Same engine. Different shells. Different data models. Different consent flows. Different surfacing logic.

I've been building Living Archive for months as a single product. That night I realised I'd actually been building a platform.

That reframe was worth more than the code I wrote afterwards.

Rapid capture, tidy later

Once I had the platform vs product distinction, the technical decisions made themselves.

The principle for the new module is the one I keep coming back to whenever I'm building something under time pressure. Rapid capture, tidy later. Capture everything raw. Tag aggressively with provenance. Make surfacing decisions when you know what you have.

Metadata is the receipt. It lets future you prove the framing without arguing about it.

I'll write more about the actual implementation another time, once there are real captures flowing. The point of this note isn't the code. The point is that the code only made sense after the reframe.

The naming problem

I thought the main risk to Living Archive was building the wrong thing. Turns out the bigger risk was building the right thing but calling it by too small a name. Calling it a product when it was a platform. Imagining one shell when the engine could power four.

A lot of the friction I'd been feeling for the last few weeks wasn't technical. It was naming. I'd been trying to make a single product hold every use case I could imagine for the underlying infrastructure, and that was making every individual decision harder than it needed to be.

Should the consent flow be optional? Should the data model support sources without contributors? Should I add a "framing" field? Every one of those questions had a different answer depending on which use case I was prioritising in my head at the time.

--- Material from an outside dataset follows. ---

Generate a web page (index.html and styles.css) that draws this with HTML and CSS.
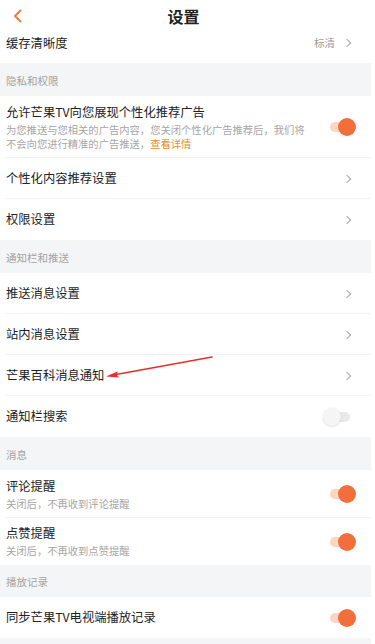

Once I let the engine be a platform and the products be distinct, all of those questions became easy. Crisis capture doesn't need the consent flow. Community archives don't need the framing field. Researcher tooling needs both, but layered differently. Different products. Different decisions. Same engine.

I should have seen this months ago. But I think you only see it when you try to use the thing for a use case it wasn't built for, and feel it not fit.